In her first public outing tied to the issue, she made a surprise trip Monday
to a middle school in Bloomfield Hills, Michigan, a Detroit suburb, where she talked with kids about being inclusive with one another and true to themselves. "I think it's important that we choose kindness and compassion," she said
She is, of course, married to the Internet's bully-in-chief, who in recent days used Twitter to insult a Republican US senator, ridicule a Democratic congresswoman, deride Hillary Clinton, denounce the National Football League, condemn the news media and accuse the grieving widow of a slain Green Beret of lying.
Is Mrs. Trump genuinely clueless about this dissonance? Does she care about perceptions of insincerity, or is she trying to distance herself from her husband and even take a furtive slap at him?
Let's set her motives aside for now. Whatever they might be, it's worth giving her program a fair shake. Why not consider what she is actually proposing, and whether it will work?
Unfortunately, it's hard to tell, since there doesn't seem to be much of a proposal. StopBullying.gov exists
, but it was established under President Barack Obama. Mrs. Trump has given a handful of speeches against bullying -- this week's Michigan trip, and last month at the United Nations -- but they don't amount to much beyond "be nice."
In Michigan, she backed No One Eats Alone Day, an effort to get kids to sit together in the lunchroom, but that certainly wasn't Mrs. Trump's idea, the initiative has existed for several years. Her official statement for the trip was long on admonishments to encourage kindness, but short on any policy agenda or suggestions for practical steps institutions might take to combat abuse.
"By our own example, we must teach children to be good stewards of the world they will inherit," the first lady said in the statement
. "We need to remember that they are always watching and listening. It is our responsibility to take the lead in teaching children the values of empathy and communication that are at the core of kindness, mindfulness, integrity and leadership."
It's a sentiment that calls to memory a jarring Hillary Clinton ad from the 2016 election campaign, which featured kids watching footage of candidate Trump as he fondly recalled, before cheering crowds, the days when violence was heaped on political opponents, telling CNN's Don Lemon
in an interview that Megyn Kelly had "blood coming out of her wherever," and mocking a reporter with a disability. "Our children are watching," the Clinton ad warned. "What example will we set for them?"
Mrs.

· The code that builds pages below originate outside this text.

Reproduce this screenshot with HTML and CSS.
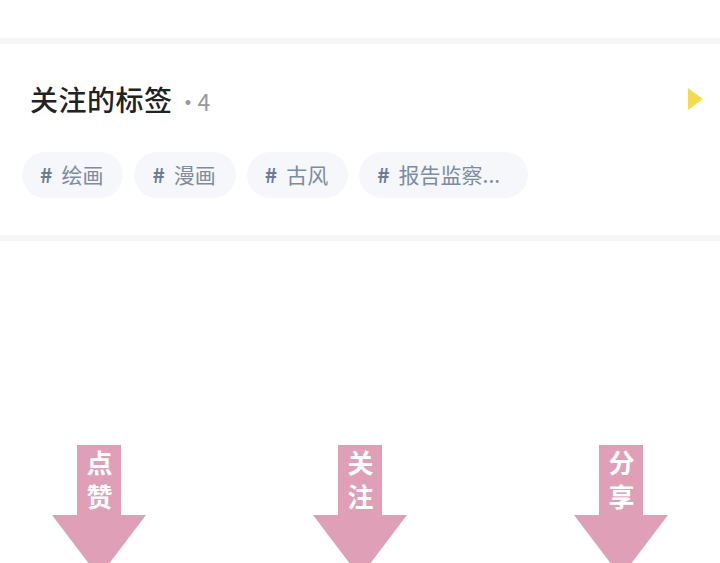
FILE: index.html
```html
<!DOCTYPE html>
<html lang="zh-CN">

<head>
	<meta charset="UTF-8">
	<meta name="viewport" content="width=device-width, initial-scale=1.0">
	<title>关注的标签</title>
	<link rel="stylesheet" href="styles.css">
</head>

<body>
	<div class="top-space"></div>
	<div class="divider"></div>

	<section class="tags-card">
		<div class="card-head">
			<h2 class="card-title">关注的标签<span class="count">·4</span></h2>
			<span class="more-arrow"></span>
		</div>
		<div class="tag-list">
			<span class="tag"><b>#</b>绘画</span>
			<span class="tag"><b>#</b>漫画</span>
			<span class="tag"><b>#</b>古风</span>
			<span class="tag tag-long"><b>#</b>报告监察...</span>
		</div>
	</section>

	<div class="divider"></div>

	<div class="hint-row">
		<div class="hint">
			<svg class="hint-arrow" viewBox="0 0 94 132" width="94" height="132">
				<path d="M25 0 H69 V70 H94 L47 132 L0 70 H25 Z" />
			</svg>
			<span class="hint-text">点赞</span>
		</div>
		<div class="hint">
			<svg class="hint-arrow" viewBox="0 0 94 132" width="94" height="132">
				<path d="M25 0 H69 V70 H94 L47 132 L0 70 H25 Z" />
			</svg>
			<span class="hint-text">关注</span>
		</div>
		<div class="hint">
			<svg class="hint-arrow" viewBox="0 0 94 132" width="94" height="132">
				<path d="M25 0 H69 V70 H94 L47 132 L0 70 H25 Z" />
			</svg>
			<span class="hint-text">分享</span>
		</div>
	</div>
</body>

</html>
```

FILE: styles.css
```css
* {
	margin: 0;
	padding: 0;
	box-sizing: border-box;
	font-family: "Noto Sans CJK SC", "Noto Sans", sans-serif;
}

body {
	width: 720px;
	height: 563px;
	overflow: hidden;
	background-color: #fff;
}

.top-space {
	height: 38px;
}

.divider {
	height: 6px;
	background-color: #f6f6f6;
}

/* followed tags card */
.tags-card {
	height: 191px;
	padding: 0 17px 0 22px;
}

.card-head {
	height: 108px;
	display: flex;
	justify-content: space-between;
	align-items: center;
	padding: 2px 0 0 8px;
}

.card-title {
	font-size: 28px;
	font-weight: 500;
	color: #222;
	letter-spacing: 0.5px;
}

.card-title .count {
	font-size: 23px;
	font-weight: 400;
	color: #9a9a9a;
	margin-left: 4px;
	letter-spacing: -2px;
}

.more-arrow {
	width: 0;
	height: 0;
	border-top: 11px solid transparent;
	border-bottom: 11px solid transparent;
	border-left: 15px solid #f2dc4c;
}

.tag-list {
	display: flex;
	gap: 11px;
}

.tag {
	height: 46px;
	line-height: 44px;
	padding: 0 20px 0 18px;
	border-radius: 23px;
	background-color: #f5f7fa;
	font-size: 21px;
	color: #7d8ba3;
}

.tag b {
	color: #6c7c97;
	margin-right: 9px;
}

.tag-long {
	padding-right: 28px;
}

/* hint arrows */
.hint-row {
	display: flex;
	justify-content: center;
	gap: 167px;
	padding-top: 204px;
}

.hint {
	position: relative;
	width: 94px;
	height: 132px;
}

.hint-arrow {
	display: block;
	fill: #de9fb7;
}

.hint-text {
	position: absolute;
	top: 5px;
	left: 34px;
	writing-mode: vertical-rl;
	color: #fff;
	font-size: 26px;
	font-weight: 700;
	line-height: 26px;
	letter-spacing: 8px;
}
```
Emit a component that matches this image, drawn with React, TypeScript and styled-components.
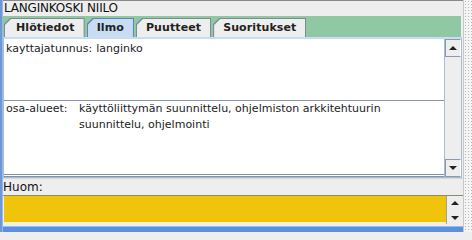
import * as React from "react"
import styled, { createGlobalStyle } from "styled-components"

const GlobalStyle = createGlobalStyle`
  html, body {
    margin: 0;
    padding: 0;
    background: #eeeeee;
  }
  body {
    font-family: "DejaVu Sans", "Liberation Sans", sans-serif;
    font-size: 11px;
    color: #222;
  }
`

const tabs = ["Hlötiedot", "Ilmo", "Puutteet", "Suoritukset"]

const App: React.FunctionComponent = () => {
  return (
    <>
      <GlobalStyle />
      <Frame>
        <LeftEdge />
        <Main>
          <TitleBar>LANGINKOSKI NIILO</TitleBar>
          <TabStrip>
            {tabs.map((t, i) => (
              <Tab key={t} selected={i === 1}>
                <TabFace selected={i === 1} first={i === 0}>{t}</TabFace>
              </Tab>
            ))}
          </TabStrip>
          <Panel>
            <Rows>
              <Row height={59} labelWidth="max-content" gap={4}>
                <Label>kayttajatunnus:</Label>
                <Value>langinko</Value>
              </Row>
              <Row height={70} labelWidth="69px" gap={4} divider>
                <Label>osa-alueet:</Label>
                <Value>
                  käyttöliittymän suunnittelu, ohjelmiston arkkitehtuurin
                  suunnittelu, ohjelmointi
                </Value>
              </Row>
            </Rows>
            <ScrollBar>
              <ArrowButton>
                <Arrow up />
              </ArrowButton>
              <Track />
              <ArrowButton>
                <Arrow />
              </ArrowButton>
            </ScrollBar>
          </Panel>
          <NoteLabel>Huom:</NoteLabel>
          <NoteBox>
            <NoteArea />
            <SmallScroll>
              <SmallButton>
                <Arrow up />
              </SmallButton>
              <SmallButton>
                <Arrow />
              </SmallButton>
            </SmallScroll>
          </NoteBox>
          <BottomBar />
        </Main>
        <RightEdge />
      </Frame>
    </>
  )
}

const Frame = styled.div`
  display: flex;
  width: 472px;
  height: 232px;
  overflow: hidden;
  background: #eeeeee;
`

const LeftEdge = styled.div`
  width: 2px;
  background: #6c98d8;
  border-right: 1px solid #9ab8e4;
`

const RightEdge = styled.div`
  width: 8px;
  border-left: 1px solid #c8c8c8;
  background-color: #f4f4f4;
  background-image: radial-gradient(#b8b8b8 0.7px, transparent 0.8px);
  background-size: 3px 3px;
`

const Main = styled.div`
  flex: 1;
  display: flex;
  flex-direction: column;
  border-top: 1px solid #8a8a8a;
`

const TitleBar = styled.div`
  height: 15px;
  line-height: 15px;
  padding-left: 1px;
  font-size: 12px;
  letter-spacing: -0.2px;
  color: #111;
  background: #eeeeee;
`

const TabStrip = styled.div`
  height: 21px;
  display: flex;
  align-items: flex-end;
  gap: 2px;
  padding-left: 1px;
  background: #8fc8a3;
  border-right: 2px solid #eeeeee;
`

const tabShape = "polygon(6px 0, 100% 0, 100% 100%, 0 100%, 0 6px)"

const Tab = styled.div<{ selected?: boolean }>`
  height: 18px;
  padding: 1px 1px 0 1px;
  background: ${p => (p.selected ? "#6384b4" : "#7e8a96")};
  clip-path: ${tabShape};
`

const TabFace = styled.div<{ selected?: boolean; first?: boolean }>`
  height: 18px;
  line-height: 18px;
  padding: 0 9px 0 ${p => (p.first ? 11 : 9)}px;
  font-weight: bold;
  font-size: 11px;
  letter-spacing: 0.1px;
  color: #222;
  background: ${p => (p.selected ? "#c8dcf2" : "#eeeeee")};
  clip-path: ${tabShape};
`

const Panel = styled.div`
  height: 138px;
  display: flex;
  margin-right: 1px;
  border: 1px solid #a9bdd2;
  border-top: 2px solid #c8dcf2;
  background: #fff;
`

const Rows = styled.div`
  flex: 1;
  display: flex;
  flex-direction: column;
  padding-top: 2px;
  border-bottom: 3px double #8292a4;
`

const Row = styled.div<{ height: number; labelWidth: string; gap: number; divider?: boolean }>`
  display: grid;
  grid-template-columns: ${p => p.labelWidth} 1fr;
  column-gap: ${p => p.gap}px;
  align-content: start;
  height: ${p => p.height}px;
  padding: 0 2px;
  line-height: 16px;
  color: #222;
  border-top: ${p => (p.divider ? "1px solid #8898aa" : "none")};
`

const Label = styled.span``

const Value = styled.span``

const ScrollBar = styled.div`
  width: 16px;
  display: flex;
  flex-direction: column;
  background: #eeeeee;
  border-left: 1px solid #a9bdd2;
`

const ArrowButton = styled.div`
  height: 16px;
  display: flex;
  align-items: center;
  justify-content: center;
  background: #eeeeee;
  border: 1px solid #8a9aaa;
  border-right-color: #fff;
`

const Track = styled.div`
  flex: 1;
  background: #eeeeee;
`

const Arrow = styled.div<{ up?: boolean }>`
  width: 0;
  height: 0;
  border-left: 4px solid transparent;
  border-right: 4px solid transparent;
  ${p =>
    p.up
      ? "border-bottom: 4px solid #222;"
      : "border-top: 4px solid #222;"}
`

const NoteLabel = styled.div`
  height: 16px;
  line-height: 17px;
  font-size: 12px;
  color: #111;
  border-top: 1px solid #d8d8d8;
`

const NoteBox = styled.div`
  height: 28px;
  display: flex;
  border-top: 1px solid #8a8a70;
`

const NoteArea = styled.div`
  flex: 1;
  margin-left: 1px;
  background: #f0c40a;
  border-bottom: 2px solid #f8f0d0;
`

const SmallScroll = styled.div`
  width: 15px;
  display: flex;
  flex-direction: column;
  justify-content: space-between;
  background: #eeeeee;
  border-left: 1px solid #a0a0a0;
  margin-right: 1px;
`

const SmallButton = styled.div`
  height: 13px;
  display: flex;
  align-items: center;
  justify-content: center;
`

const BottomBar = styled.div`
  flex: 1;
  margin-top: 2px;
  background: #5a90dc;
  border-top: 1px solid #9cbce8;
`

export default App
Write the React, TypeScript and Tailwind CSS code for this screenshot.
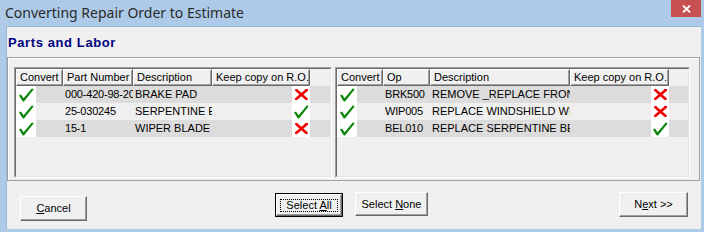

Trump is apparently concerned about the same thing.
Fighting bullying is a worthy cause. That Mrs. Trump has been first lady for nine months without having actually done anything on bullying beyond speechifying and photo ops is a disappointment, but it's not too late.
The first lady should call in the many anti-bullying organizations across the country, as well as tech leaders and respected education experts (that would leave out Education Secretary Betsy DeVos) to discuss the landscape of bullying today (much of which occurs on social media), the challenges facing educators and parents when so much of the harassment kids experience happens electronically, out of their line of vision, and potential solutions, from the technical to the social to the legal.
Mrs. Trump should also move beyond platitudes and recognize that bullying often reflects other social dynamics and hierarchies, including misogyny, racism, classism and homophobia. Girls are still sexually harassed and even assaulted at school, children are attacked for their skin color,
kids bully each other for being too rich or too poor and kids who are gay or perceived as gay remain targets of awful abuse.